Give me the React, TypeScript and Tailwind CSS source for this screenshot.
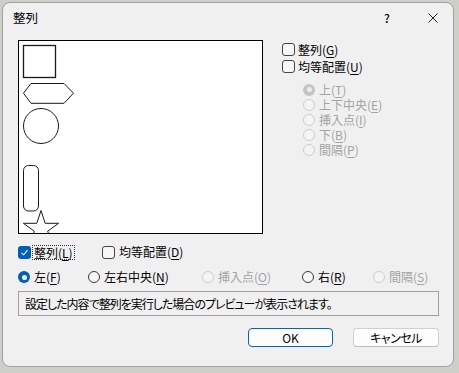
import React from "react";

const font = {
  fontFamily: '"Noto Sans CJK JP", "Noto Sans", sans-serif',
};

function Acc({ label, k }: { label: string; k: string }) {
  return (
    <span>
      {label}(<span className="underline underline-offset-[2px]">{k}</span>)
    </span>
  );
}

function Check({ checked }: { checked?: boolean }) {
  if (checked)
    return (
      <span className="w-[13px] h-[13px] rounded-[3px] bg-[#005fb8] flex items-center justify-center shrink-0">
        <svg width="9" height="9" viewBox="0 0 9 9">
          <path d="M1.5 4.8 L3.6 6.8 L7.6 2.2" stroke="white" strokeWidth="1.1" fill="none" />
        </svg>
      </span>
    );
  return <span className="w-[13px] h-[13px] rounded-[3px] border border-[#444] bg-[#f7f7f7] shrink-0" />;
}

function Radio({ checked, disabled }: { checked?: boolean; disabled?: boolean }) {
  if (checked && !disabled)
    return (
      <span className="w-[12px] h-[12px] rounded-full bg-[#005fb8] flex items-center justify-center shrink-0">
        <span className="w-[5px] h-[5px] rounded-full bg-white" />
      </span>
    );
  if (checked && disabled)
    return (
      <span className="w-[12px] h-[12px] rounded-full bg-[#c4c4c4] flex items-center justify-center shrink-0">
        <span className="w-[5px] h-[5px] rounded-full bg-[#ececec]" />
      </span>
    );
  if (disabled)
    return <span className="w-[12px] h-[12px] rounded-full border border-[#cdcdcd] bg-[#f4f4f4] shrink-0" />;
  return <span className="w-[12px] h-[12px] rounded-full border border-[#3a3a3a] bg-[#f7f7f7] shrink-0" />;
}

export default function App() {
  return (
    <div
      className="w-[459px] h-[373px] bg-[#cfcfc9] pt-[2px] pl-[2px] overflow-hidden text-[12px] leading-[16px] text-black [font-feature-settings:'palt']"
      style={font}
    >
      <div className="w-[452px] h-[365px] bg-[#f0f0f0] rounded-[8px] border border-[#a2a2a2] flex flex-col">
        {/* title bar */}
        <div className="h-[30px] flex items-center pl-[10px] pr-[15px] shrink-0">
          <span className="text-[12.5px]">整列</span>
          <span className="flex-1" />
          <span className="w-[10px] text-center text-[12px] font-medium">?</span>
          <span className="w-[36px]" />
          <svg width="10" height="10" viewBox="0 0 10 10">
            <path d="M0.5 0.5 L9.5 9.5 M9.5 0.5 L0.5 9.5" stroke="#222" strokeWidth="1" />
          </svg>
        </div>
        <div className="pl-[15px] pt-[7px] flex flex-col">
          {/* top row */}
          <div className="flex">
            <div className="w-[245px] h-[194px] border border-black bg-white overflow-hidden">
              <svg width="243" height="192" viewBox="0 0 243 192">
                <g fill="none" stroke="#1a1a1a" strokeWidth="1">
                  <rect x="4.5" y="4.5" width="32" height="32" strokeWidth="1.3" />
                  <polygon points="4.5,52.2 12,42.5 45,42.5 54.5,52.2 45,62.3 12,62.3" />
                  <circle cx="22" cy="85" r="17.5" />
                  <rect x="4.5" y="124.5" width="15" height="45.5" rx="5" />
                  <polygon points="22,169.5 26.2,182.3 39.6,182.3 28.7,190.2 32.9,203 22,195.1 11.1,203 15.3,190.2 4.4,182.3 17.8,182.3" />
                </g>
              </svg>
            </div>
            <div className="ml-[19px] pt-[1px] flex flex-col">
              <div className="h-[17px] flex items-center gap-[3px]">
                <Check />
                <Acc label="整列" k="G" />
              </div>
              <div className="h-[17px] flex items-center gap-[3px]">
                <Check />
                <Acc label="均等配置" k="U" />
              </div>
              <div className="mt-[7px] pl-[21px] flex flex-col text-[#a3a3a3] leading-[15px]">
                <div className="h-[15px] flex items-center gap-[4px]">
                  <Radio checked disabled />
                  <Acc label="上" k="T" />
                </div>
                <div className="h-[15px] flex items-center gap-[4px]">
                  <Radio disabled />
                  <Acc label="上下中央" k="E" />
                </div>
                <div className="h-[15px] flex items-center gap-[4px]">
                  <Radio disabled />
                  <Acc label="挿入点" k="I" />
                </div>
                <div className="h-[15px] flex items-center gap-[4px]">
                  <Radio disabled />
                  <Acc label="下" k="B" />
                </div>
                <div className="h-[15px] flex items-center gap-[4px]">
                  <Radio disabled />
                  <Acc label="間隔" k="P" />
                </div>
              </div>
            </div>
          </div>
          {/* checkbox row */}
          <div className="mt-[10px] h-[16px] flex items-center">
            <div className="w-[84px] flex items-center gap-[1px]">
              <Check checked />
              <span className="border border-dotted border-[#333] px-[1px] leading-[13px]">
                <Acc label="整列" k="L" />
              </span>
            </div>
            <div className="flex items-center gap-[4px]">
              <Check />
              <Acc label="均等配置" k="D" />
            </div>
          </div>
          {/* radio row */}
          <div className="mt-[9px] h-[16px] flex items-center">
            <div className="w-[70px] flex items-center gap-[4px]">
              <Radio checked />
              <Acc label="左" k="F" />
            </div>
            <div className="w-[114px] flex items-center gap-[4px]">
              <Radio />
              <Acc label="左右中央" k="N" />
            </div>
            <div className="w-[100px] flex items-center gap-[4px] text-[#a3a3a3]">
              <Radio disabled />
              <Acc label="挿入点" k="O" />
            </div>
            <div className="w-[71px] flex items-center gap-[4px]">
              <Radio />
              <Acc label="右" k="R" />
            </div>
            <div className="flex items-center gap-[4px] text-[#a3a3a3]">
              <Radio disabled />
              <Acc label="間隔" k="S" />
            </div>
          </div>
          {/* status */}
          <div className="mt-[6px] w-[421px] h-[25px] border border-[#a0a0a0] bg-[#f0f0f0] flex items-center pl-[6px] tracking-[-1px]">
            設定した内容で整列を実行した場合のプレビューが表示されます。
          </div>
          {/* buttons */}
          <div className="mt-[12px] flex pl-[230px] gap-[20px]">
            <div className="w-[85px] h-[19px] rounded-[4px] border border-[#0067c0] bg-[#fdfdfd] flex items-center justify-center">
              OK
            </div>
            <div className="w-[86px] h-[19px] rounded-[4px] border border-[#d0d0d0] border-b-[#b8b8b8] bg-[#fdfdfd] flex items-center justify-center tracking-[-0.5px]">
              キャンセル
            </div>
          </div>
        </div>
      </div>
    </div>
  );
}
════════
EXERCISE DIRECTIONS:
Which lines contain "React"? Show each of them.

EXPECTED ANSWER:
Give me the React, TypeScript and Tailwind CSS source for this screenshot.
import React from "react";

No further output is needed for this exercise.